Getting Started With Multiple Configurations for the Configurable Logic Block (CLB) – Use Case for the PIC16F13145 Microcontroller with MCC Melody
The PIC16F13145 device family of microcontrollers is equipped with a Configurable Logic Block (CLB) peripheral. The CLB is a collection of logic elements that can be programmed to perform a wide variety of digital logic functions. The logic function may be completely combinatorial, sequential or a combination of the two, enabling users to incorporate hardware-based custom logic into their applications. This peripheral presents a unique way of modifying its control registers and setting up the logic elements. The CLB module consists of two sets of register interfaces: the standard Special Function Register (SFR) interface and a Configuration Interface. These SFRs allow user software the ability to enable/disable the module, program input bits into the CLB memory, select a clock source, read the outputs of each Basic Logic Element (BLE) and enable Peripheral Pin Select (PPS) outputs for specific BLE outputs.

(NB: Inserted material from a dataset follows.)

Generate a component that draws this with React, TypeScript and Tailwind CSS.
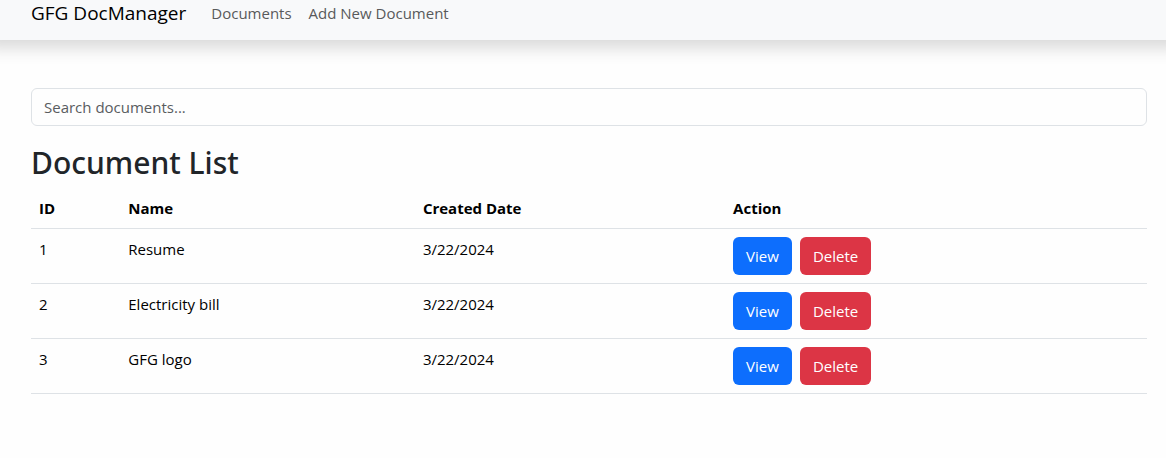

The CLB’s logic elements cannot be configured using the SFR interface and consequently the Configuration Interface must be used for a complete configuration of the module. The Configuration Interface does not appear as an SFR in the Register Map and is not directly user-accessible. Instead, the Configuration Interface is accessed through the Nonvolatile Memory Control (NVM) Scanner module. Therefore, the configuration values for the combinational logic elements, also called the bitstream, must reside in Program Flash Memory (PFM) and the NVM Scanner transfers the information from the PFM into the CLB configuration area. Storing the bitstream in the Program Flash Memory offers extensive flexibility for a wide range of applications due to the fact that the user can store multiple bitstreams in memory which can be loaded into the CLB registers at run-time.
This code example shows how to change the bitstream at run-time and will reconfigure the CLB every time the on-board button is pressed.
- PIC16F13145 Product Family
- PIC16F13145 Product Page
- PIC16F13145 Data Sheet
- PIC16F13145 Curiosity Nano
- PIC16F13145 Code Examples on Discover
- PIC16F13145 Code Examples on GitHub
- MPLAB® X IDE v6.20 or newer
- MPLAB XC8 v2.50 or newer
- PIC16F1xxxx_DFP Device Family Pack v1.25.389 or newer
The PIC16F13145 Curiosity Nano Development board is used as a test platform:
To program the Curiosity Nano board with this MPLAB X project, follow the steps provided in the How to Program the Curiosity Nano Board chapter.
This application showcases the capabilities of using multiple configurations for the CLB module by creating two different versions of a simple clock divider circuit, as illustrated in the diagram below and accessible in the design file. To keep things simple, the two circuits are identical, with the exception of the clock divider value. The first configuration divides the clock by 2 × 16 = 32, while the second configuration divides the clock by 2 × 128 = 256, and therefore the two digital circuits generate a 1 kHz and 125 Hz 50% duty cycle Pulse-Width Modulation (PWM) signal, respectively. The two configurations are stored in the Program Flash Memory and are loaded into the CLB registers at run-time. The change between the two configurations is initiated by the press of the on-board button of the Curiosity Nano.
The first step is to create a project using the MCC Melody plug-in in MPLAB X IDE. In MCC, the CLB Module provides a Graphical User Interface (GUI) called the CLB Synthesizer which easies the design of digital logic circuits and the configuration of the logic elements, being an essential tool by allowing users to focus on the intended functionality of their logic design without having to fully understand the inner workings of the peripheral itself. The GUI offers the possibility to the user to create both schematic-centered digital designs and defining modules in the Verilog Hardware Description Language (HDL).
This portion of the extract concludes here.